*Given data*:
☆ ☆ ☆ ☆ ☆

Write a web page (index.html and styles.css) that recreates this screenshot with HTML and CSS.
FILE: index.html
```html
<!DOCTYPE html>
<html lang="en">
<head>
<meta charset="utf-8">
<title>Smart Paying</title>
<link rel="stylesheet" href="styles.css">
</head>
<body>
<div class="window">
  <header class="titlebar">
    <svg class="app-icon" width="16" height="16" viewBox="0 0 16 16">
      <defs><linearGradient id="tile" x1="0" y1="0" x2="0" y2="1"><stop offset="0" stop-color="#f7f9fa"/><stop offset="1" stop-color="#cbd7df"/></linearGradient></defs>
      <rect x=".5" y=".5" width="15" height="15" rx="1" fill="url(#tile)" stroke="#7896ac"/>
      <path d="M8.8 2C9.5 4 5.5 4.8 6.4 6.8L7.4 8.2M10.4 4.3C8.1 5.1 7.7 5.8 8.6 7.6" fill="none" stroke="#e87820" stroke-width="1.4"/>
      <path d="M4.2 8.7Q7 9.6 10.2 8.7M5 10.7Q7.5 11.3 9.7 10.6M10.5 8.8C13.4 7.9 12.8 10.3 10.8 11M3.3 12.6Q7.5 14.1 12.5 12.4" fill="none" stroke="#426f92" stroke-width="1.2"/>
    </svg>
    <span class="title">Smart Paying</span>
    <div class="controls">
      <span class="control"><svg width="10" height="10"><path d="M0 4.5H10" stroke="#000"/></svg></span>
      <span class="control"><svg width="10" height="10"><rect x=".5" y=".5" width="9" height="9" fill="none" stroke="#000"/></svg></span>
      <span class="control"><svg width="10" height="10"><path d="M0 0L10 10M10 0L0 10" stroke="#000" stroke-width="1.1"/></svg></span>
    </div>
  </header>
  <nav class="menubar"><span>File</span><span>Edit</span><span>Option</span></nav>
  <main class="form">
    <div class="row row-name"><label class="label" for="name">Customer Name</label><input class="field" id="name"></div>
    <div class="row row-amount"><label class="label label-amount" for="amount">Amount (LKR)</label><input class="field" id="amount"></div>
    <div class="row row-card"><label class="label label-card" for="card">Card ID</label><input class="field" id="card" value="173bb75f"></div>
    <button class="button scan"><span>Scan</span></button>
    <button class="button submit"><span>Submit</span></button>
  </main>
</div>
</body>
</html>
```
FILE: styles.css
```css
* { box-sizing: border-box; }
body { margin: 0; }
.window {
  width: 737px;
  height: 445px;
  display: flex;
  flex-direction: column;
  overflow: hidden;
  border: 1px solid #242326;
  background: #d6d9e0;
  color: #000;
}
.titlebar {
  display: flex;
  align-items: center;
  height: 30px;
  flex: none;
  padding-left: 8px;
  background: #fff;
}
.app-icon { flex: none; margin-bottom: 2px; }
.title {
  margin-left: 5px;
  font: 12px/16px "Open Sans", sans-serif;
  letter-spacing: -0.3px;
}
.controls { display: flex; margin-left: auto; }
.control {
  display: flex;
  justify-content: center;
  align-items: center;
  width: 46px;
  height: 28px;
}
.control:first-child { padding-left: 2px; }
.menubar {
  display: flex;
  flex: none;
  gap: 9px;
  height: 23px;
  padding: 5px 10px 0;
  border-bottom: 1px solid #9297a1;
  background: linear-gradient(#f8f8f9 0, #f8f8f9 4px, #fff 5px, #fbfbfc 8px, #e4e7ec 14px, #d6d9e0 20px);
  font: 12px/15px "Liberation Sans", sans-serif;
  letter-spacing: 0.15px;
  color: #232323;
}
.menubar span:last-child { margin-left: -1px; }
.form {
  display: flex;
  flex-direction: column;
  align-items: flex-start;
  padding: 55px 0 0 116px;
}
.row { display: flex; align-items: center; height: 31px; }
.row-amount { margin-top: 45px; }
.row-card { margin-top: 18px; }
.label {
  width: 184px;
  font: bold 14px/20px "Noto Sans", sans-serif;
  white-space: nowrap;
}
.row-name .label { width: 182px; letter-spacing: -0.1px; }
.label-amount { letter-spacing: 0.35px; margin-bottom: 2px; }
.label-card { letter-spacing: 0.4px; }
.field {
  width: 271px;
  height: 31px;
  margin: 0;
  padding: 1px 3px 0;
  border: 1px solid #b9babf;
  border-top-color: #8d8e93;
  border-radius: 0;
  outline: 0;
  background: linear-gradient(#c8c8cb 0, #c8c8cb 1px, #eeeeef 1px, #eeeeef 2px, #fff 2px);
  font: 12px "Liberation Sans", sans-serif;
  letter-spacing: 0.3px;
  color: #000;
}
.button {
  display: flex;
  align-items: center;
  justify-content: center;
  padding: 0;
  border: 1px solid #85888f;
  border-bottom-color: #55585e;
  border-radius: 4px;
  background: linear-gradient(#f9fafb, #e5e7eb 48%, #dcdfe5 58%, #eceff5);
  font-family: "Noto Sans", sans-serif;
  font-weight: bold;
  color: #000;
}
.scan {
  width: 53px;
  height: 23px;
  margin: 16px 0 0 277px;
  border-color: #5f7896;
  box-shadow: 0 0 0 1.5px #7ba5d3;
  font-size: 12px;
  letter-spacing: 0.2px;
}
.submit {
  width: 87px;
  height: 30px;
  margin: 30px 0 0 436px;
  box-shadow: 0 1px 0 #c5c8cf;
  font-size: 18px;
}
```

☆ ☆ ☆ ☆ ☆

*What is being asked*: Extract all of the data above and output it character for character.

*Solution to the problem*:
Write a web page (index.html and styles.css) that recreates this screenshot with HTML and CSS.
FILE: index.html
```html
<!DOCTYPE html>
<html lang="en">
<head>
<meta charset="utf-8">
<title>Smart Paying</title>
<link rel="stylesheet" href="styles.css">
</head>
<body>
<div class="window">
  <header class="titlebar">
    <svg class="app-icon" width="16" height="16" viewBox="0 0 16 16">
      <defs><linearGradient id="tile" x1="0" y1="0" x2="0" y2="1"><stop offset="0" stop-color="#f7f9fa"/><stop offset="1" stop-color="#cbd7df"/></linearGradient></defs>
      <rect x=".5" y=".5" width="15" height="15" rx="1" fill="url(#tile)" stroke="#7896ac"/>
      <path d="M8.8 2C9.5 4 5.5 4.8 6.4 6.8L7.4 8.2M10.4 4.3C8.1 5.1 7.7 5.8 8.6 7.6" fill="none" stroke="#e87820" stroke-width="1.4"/>
      <path d="M4.2 8.7Q7 9.6 10.2 8.7M5 10.7Q7.5 11.3 9.7 10.6M10.5 8.8C13.4 7.9 12.8 10.3 10.8 11M3.3 12.6Q7.5 14.1 12.5 12.4" fill="none" stroke="#426f92" stroke-width="1.2"/>
    </svg>
    <span class="title">Smart Paying</span>
    <div class="controls">
      <span class="control"><svg width="10" height="10"><path d="M0 4.5H10" stroke="#000"/></svg></span>
      <span class="control"><svg width="10" height="10"><rect x=".5" y=".5" width="9" height="9" fill="none" stroke="#000"/></svg></span>
      <span class="control"><svg width="10" height="10"><path d="M0 0L10 10M10 0L0 10" stroke="#000" stroke-width="1.1"/></svg></span>
    </div>
  </header>
  <nav class="menubar"><span>File</span><span>Edit</span><span>Option</span></nav>
  <main class="form">
    <div class="row row-name"><label class="label" for="name">Customer Name</label><input class="field" id="name"></div>
    <div class="row row-amount"><label class="label label-amount" for="amount">Amount (LKR)</label><input class="field" id="amount"></div>
    <div class="row row-card"><label class="label label-card" for="card">Card ID</label><input class="field" id="card" value="173bb75f"></div>
    <button class="button scan"><span>Scan</span></button>
    <button class="button submit"><span>Submit</span></button>
  </main>
</div>
</body>
</html>
```
FILE: styles.css
```css
* { box-sizing: border-box; }
body { margin: 0; }
.window {
  width: 737px;
  height: 445px;
  display: flex;
  flex-direction: column;
  overflow: hidden;
  border: 1px solid #242326;
  background: #d6d9e0;
  color: #000;
}
.titlebar {
  display: flex;
  align-items: center;
  height: 30px;
  flex: none;
  padding-left: 8px;
  background: #fff;
}
.app-icon { flex: none; margin-bottom: 2px; }
.title {
  margin-left: 5px;
  font: 12px/16px "Open Sans", sans-serif;
  letter-spacing: -0.3px;
}
.controls { display: flex; margin-left: auto; }
.control {
  display: flex;
  justify-content: center;
  align-items: center;
  width: 46px;
  height: 28px;
}
.control:first-child { padding-left: 2px; }
.menubar {
  display: flex;
  flex: none;
  gap: 9px;
  height: 23px;
  padding: 5px 10px 0;
  border-bottom: 1px solid #9297a1;
  background: linear-gradient(#f8f8f9 0, #f8f8f9 4px, #fff 5px, #fbfbfc 8px, #e4e7ec 14px, #d6d9e0 20px);
  font: 12px/15px "Liberation Sans", sans-serif;
  letter-spacing: 0.15px;
  color: #232323;
}
.menubar span:last-child { margin-left: -1px; }
.form {
  display: flex;
  flex-direction: column;
  align-items: flex-start;
  padding: 55px 0 0 116px;
}
.row { display: flex; align-items: center; height: 31px; }
.row-amount { margin-top: 45px; }
.row-card { margin-top: 18px; }
.label {
  width: 184px;
  font: bold 14px/20px "Noto Sans", sans-serif;
  white-space: nowrap;
}
.row-name .label { width: 182px; letter-spacing: -0.1px; }
.label-amount { letter-spacing: 0.35px; margin-bottom: 2px; }
.label-card { letter-spacing: 0.4px; }
.field {
  width: 271px;
  height: 31px;
  margin: 0;
  padding: 1px 3px 0;
  border: 1px solid #b9babf;
  border-top-color: #8d8e93;
  border-radius: 0;
  outline: 0;
  background: linear-gradient(#c8c8cb 0, #c8c8cb 1px, #eeeeef 1px, #eeeeef 2px, #fff 2px);
  font: 12px "Liberation Sans", sans-serif;
  letter-spacing: 0.3px;
  color: #000;
}
.button {
  display: flex;
  align-items: center;
  justify-content: center;
  padding: 0;
  border: 1px solid #85888f;
  border-bottom-color: #55585e;
  border-radius: 4px;
  background: linear-gradient(#f9fafb, #e5e7eb 48%, #dcdfe5 58%, #eceff5);
  font-family: "Noto Sans", sans-serif;
  font-weight: bold;
  color: #000;
}
.scan {
  width: 53px;
  height: 23px;
  margin: 16px 0 0 277px;
  border-color: #5f7896;
  box-shadow: 0 0 0 1.5px #7ba5d3;
  font-size: 12px;
  letter-spacing: 0.2px;
}
.submit {
  width: 87px;
  height: 30px;
  margin: 30px 0 0 436px;
  box-shadow: 0 1px 0 #c5c8cf;
  font-size: 18px;
}
```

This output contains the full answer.